The media also ought to work hand in hand with all the major stakeholders from politicians, clergy, and captains of the industries, youth groups, civil society, women organizations, and other development partners of the societies where they operate. This can play an important role in ensuring peaceful coexistence for people from different walks of life and societal progress (Teheranian et al, 1977). This is by discouraging negative issues such as dictatorships, ethnicity, and corruption among government officials (Adedeji, 1999).

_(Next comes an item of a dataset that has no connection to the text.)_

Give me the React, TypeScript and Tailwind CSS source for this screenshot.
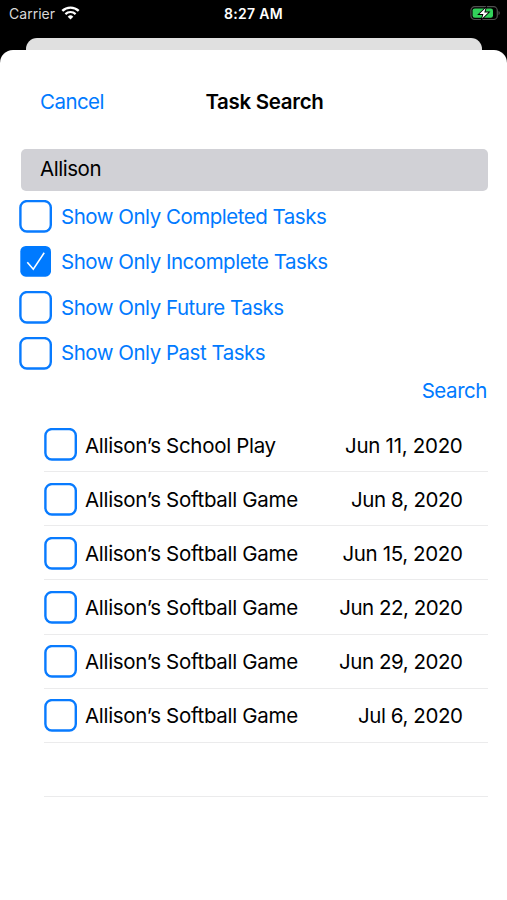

Therefore, in diverse and plural societies like most developing societies, information order, which is founded upon good relationship between the media and the state/society, between the elected leadership and the common citizens, and between the urbanized elite and the rural populations who may be poor and illiterate is necessary (Martin & Chaudhary, 1983). The industries on which these societies are based can then chip in through their corporate social responsibility programs and advertisements through the media to get more customers for their products, and also sustain media houses (Capriotti, 2009). As we advance more towards digital world, media are going to play an even bigger role in developing third world societies (Thomas & Carpenter, 2001).